WMB Beats Q1 EPS by 10c, But Valuation and Leverage Remain Concerns
Read source articleWhat happened
Williams Companies reported Q1 2026 adjusted EPS of $0.73, comfortably above the $0.63 consensus, driven by strong fee-based revenues and expansions. However, the stock rose only 1% as the market digested the beat against the backdrop of elevated leverage (net debt/EBITDA ~4.1x) and a premium valuation at 32x trailing earnings. The company continues to benefit from AI-driven power demand and LNG exports, but structural headwinds from flat long-term gas demand and rising ESG costs persist. Our DCF analysis suggests an intrinsic value of ~$35.50, implying the stock trades at a 73% premium with limited margin of safety.
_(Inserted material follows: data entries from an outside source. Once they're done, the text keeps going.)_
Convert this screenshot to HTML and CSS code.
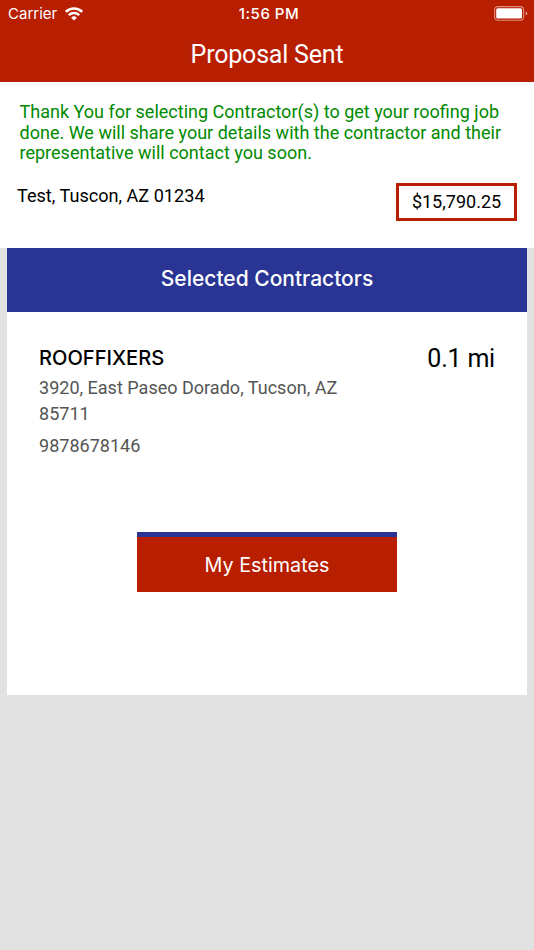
FILE: index.html
```html
<!DOCTYPE html>
<html lang="en">
<head>
    <meta charset="UTF-8">
    <meta name="viewport" content="width=device-width, initial-scale=1.0">
    <title>Proposal Sent</title>
    <link rel="stylesheet" href="styles.css">
</head>
<body>
    <header class="header">
        <div class="status-bar">
            <div class="carrier">
                <span>Carrier</span>
                <svg class="wifi" width="18" height="14" viewBox="0 0 18 14">
                    <path d="M.8 4.9a11.6 11.6 0 0 1 16.4 0" fill="none" stroke="#fff" stroke-width="2.7"/>
                    <path d="M3.8 8.2a7.4 7.4 0 0 1 10.4 0" fill="none" stroke="#fff" stroke-width="2.4"/>
                    <path d="M9 13.6L6.1 10.8a4.1 4.1 0 0 1 5.8 0z" fill="#fff"/>
                </svg>
            </div>
            <span class="time">1:56 PM</span>
            <svg class="battery" width="34" height="15" viewBox="0 0 34 15">
                <rect x="0.6" y="0.6" width="29" height="13.6" rx="3.2" fill="none" stroke="#fff" stroke-opacity="0.5" stroke-width="1.1"/>
                <rect x="2.2" y="2.2" width="25.8" height="10.4" rx="1.6" fill="#fff"/>
                <path d="M31.7 5.2q1.6 .8 1.6 2.2t-1.6 2.2z" fill="#fff" fill-opacity="0.6"/>
            </svg>
        </div>
        <h1>Proposal Sent</h1>
    </header>

    <section class="summary">
        <p class="message">Thank You for selecting Contractor(s) to get your roofing job<br>
            done. We will share your details with the contractor and their<br>
            representative will contact you soon.</p>
        <div class="summary-row">
            <p class="address">Test, Tuscon, AZ 01234</p>
            <div class="price">$15,790.25</div>
        </div>
    </section>

    <main class="card">
        <h2>Selected Contractors</h2>
        <div class="contractor">
            <div class="contractor-info">
                <h3>ROOFFIXERS</h3>
                <p>3920, East Paseo Dorado, Tucson, AZ<br>85711</p>
                <p class="phone">9878678146</p>
            </div>
            <span class="distance">0.1 mi</span>
        </div>
        <button class="estimates-btn">My Estimates</button>
    </main>
</body>
</html>
```

FILE: styles.css
```css
* {
    box-sizing: border-box;
}
body {
    margin: 0;
    min-height: 950px;
    background-color: #e2e2e2;
    font-family: Roboto, sans-serif;
    color: #000;
    white-space: nowrap;
}
h1, h2, h3, p {
    margin: 0;
    font-weight: 400;
}
.header {
    height: 82px;
    background-color: #b81e00;
    color: #fff;
    text-align: center;
}
.status-bar {
    display: grid;
    grid-template-columns: 1fr auto 1fr;
    align-items: center;
    height: 27px;
    padding: 0 6px 0 8px;
    font-family: Inter, sans-serif;
    font-size: 15px;
}
.carrier {
    display: flex;
    align-items: center;
    gap: 8px;
}
.time {
    padding-left: 2px;
    font-weight: 500;
    letter-spacing: 0.5px;
}
.battery {
    justify-self: end;
}
h1 {
    font-size: 25px;
    letter-spacing: -0.2px;
    line-height: 55px;
}
.summary {
    height: 166px;
    padding: 20px 17px 0;
    background-color: #fff;
}
.message {
    padding-left: 2.5px;
    color: #008a00;
    font-size: 18.03px;
    line-height: 20.6px;
}
.summary-row {
    display: flex;
    justify-content: space-between;
    margin-top: 19px;
}
.address {
    margin-top: 2px;
    font-size: 18.1px;
    line-height: 22px;
}
.price {
    width: 121px;
    height: 38px;
    border: 3px solid #b81e00;
    font-size: 18px;
    line-height: 32px;
    text-align: center;
}
.card {
    height: 447.4px;
    margin: 0 7px;
    background-color: #fff;
}
h2 {
    height: 64px;
    background-color: #293494;
    color: #fff;
    font-family: Inter, sans-serif;
    font-size: 21px;
    font-weight: 500;
    line-height: 62px;
    text-align: center;
}
.contractor {
    display: flex;
    justify-content: space-between;
    height: 220px;
    padding: 32px 32px 0;
}
h3 {
    margin-bottom: 2px;
    font-family: Inter, sans-serif;
    font-size: 20.1px;
    font-weight: 500;
    line-height: 29px;
}
.contractor-info p {
    color: #555;
    font-size: 18.05px;
    line-height: 26px;
}
.contractor-info .phone {
    margin-top: 6px;
}
.distance {
    font-size: 25px;
    letter-spacing: -0.2px;
    line-height: 29px;
}
.estimates-btn {
    display: block;
    width: 260px;
    height: 60px;
    margin: 0 auto;
    padding: 0;
    border: none;
    border-top: 5px solid #293494;
    background-color: #b81e00;
    color: #fff;
    font-family: Inter, sans-serif;
    font-size: 19.8px;
    cursor: pointer;
}
```
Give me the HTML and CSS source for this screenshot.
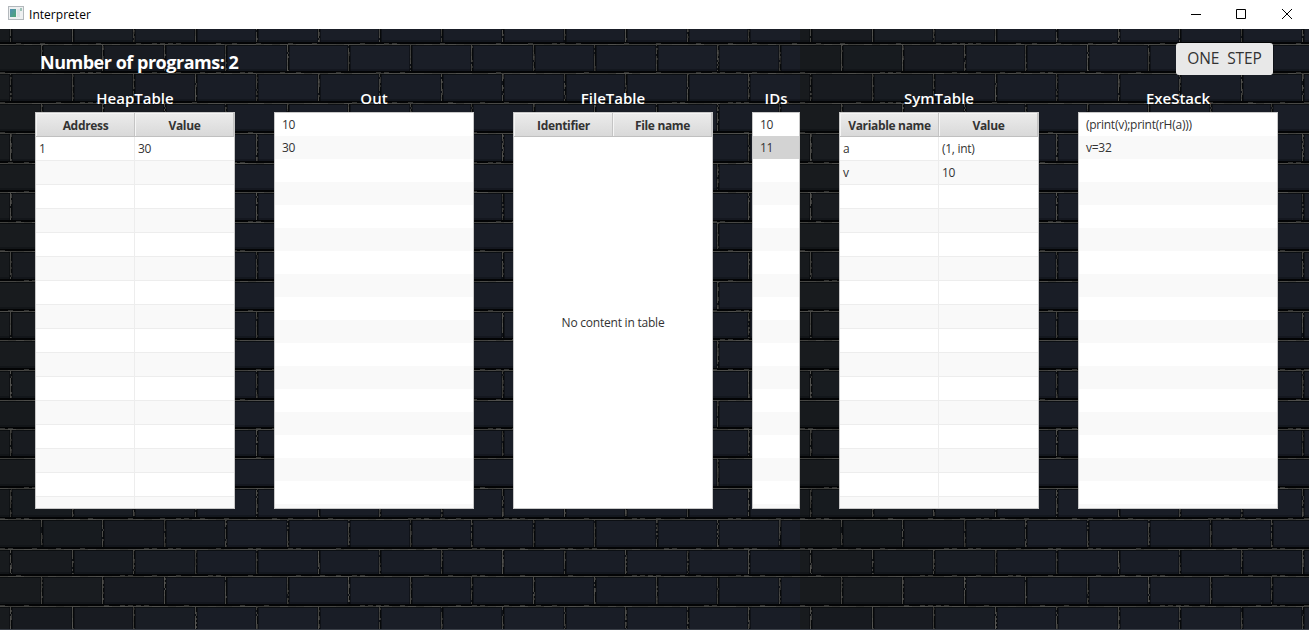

We maintain a cautious stance, as the beat does not address the balance sheet or the stretched multiple.
Implication
Q1 earnings confirm operational strength, but the premium valuation and high leverage argue for trimming positions on any further strength. A meaningful pullback toward the mid-$40s or sustained deleveraging would be needed to reassess the investment case.
Thesis delta
No change. The Q1 beat is directionally positive but does not shift the core thesis: Williams trades well above a conservative DCF valuation, and leverage remains elevated. The AI power narrative provides some tailwind but is already priced in. The sell stance is maintained pending evidence of deleveraging or a significant price decline.